Is a rent-free period included in the SDLT NPV calculation?+
No. The rent-free period at the start of the commercial lease is excluded from the NPV calculation — only the rent-paying years are included. This means that a longer rent-free period reduces the NPV of rent and therefore the SDLT liability.
What is the 5-year rent review trigger for commercial lease SDLT?+
Where a commercial lease contains a rent review clause, SDLT is initially calculated on the highest rent in the first 5 years. If a rent review within the first 5 years produces a higher rent than that used in the original SDLT calculation, a further SDLT return must be filed and additional SDLT paid within 30 days of the reviewed rent being agreed or determined.
Does SDLT apply to commercial leases in Scotland?+
No — SDLT does not apply in Scotland.
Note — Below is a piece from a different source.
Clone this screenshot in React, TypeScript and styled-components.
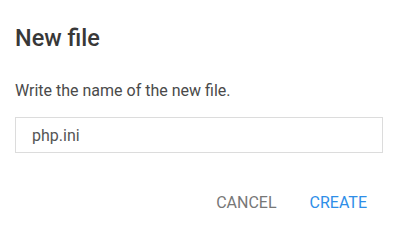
import React, { useState } from "react";
import styled, { createGlobalStyle } from "styled-components";

const GlobalStyle = createGlobalStyle`
  html, body {
    margin: 0;
    padding: 0;
    background: #ffffff;
  }
  body {
    font-family: Roboto, "Liberation Sans", sans-serif;
  }
`;

const Dialog = styled.div`
  width: 397px;
  height: 242px;
  box-sizing: border-box;
  padding: 24px 14px 0 15px;
  background: #ffffff;
  display: flex;
  flex-direction: column;
`;

const Title = styled.h2`
  margin: 0;
  font-size: 23.5px;
  line-height: 28px;
  font-weight: 500;
  color: #383838;
`;

const Description = styled.p`
  margin: 29px 0 0;
  font-size: 16px;
  line-height: 20px;
  color: #4a4a4a;
`;

const NameInput = styled.input`
  margin-top: 16px;
  height: 36px;
  box-sizing: border-box;
  width: 100%;
  border: 1px solid #dcdcdc;
  padding: 0 16px;
  font-family: inherit;
  font-size: 16px;
  color: #555555;
  outline: none;
`;

const Actions = styled.div`
  margin-top: 32px;
  display: flex;
  justify-content: flex-end;
  gap: 1px;
`;

const ActionButton = styled.button<{ $primary?: boolean }>`
  border: none;
  background: transparent;
  padding: 8px 16px;
  font-family: inherit;
  font-size: 16px;
  line-height: normal;
  text-transform: uppercase;
  color: ${(p) => (p.$primary ? "#2e8ee8" : "#777777")};
  cursor: pointer;
`;

export default function App() {
  const [name, setName] = useState("php.ini");
  return (
    <>
      <GlobalStyle />
      <Dialog>
        <Title>New file</Title>
        <Description>Write the name of the new file.</Description>
        <NameInput value={name} onChange={(e) => setName(e.target.value)} />
        <Actions>
          <ActionButton>Cancel</ActionButton>
          <ActionButton $primary>Create</ActionButton>
        </Actions>
      </Dialog>
    </>
  );
}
Land and Buildings Transaction Tax (LBTT) applies instead. LBTT on commercial leases uses the same NPV methodology with a 3.5% discount rate. Unlike SDLT, Revenue Scotland requires an Annual LBTT Return every year for the full duration of the lease — a significant ongoing compliance obligation for Scottish commercial landlords and tenants.
When must commercial lease SDLT be paid?+
The SDLT return must be filed and tax paid within 14 days of the effective date (completion of the lease). Late filing incurs automatic penalties (starting at £100) and interest on late tax. Additional returns following rent reviews must be filed within 30 days of the reviewed rent being agreed.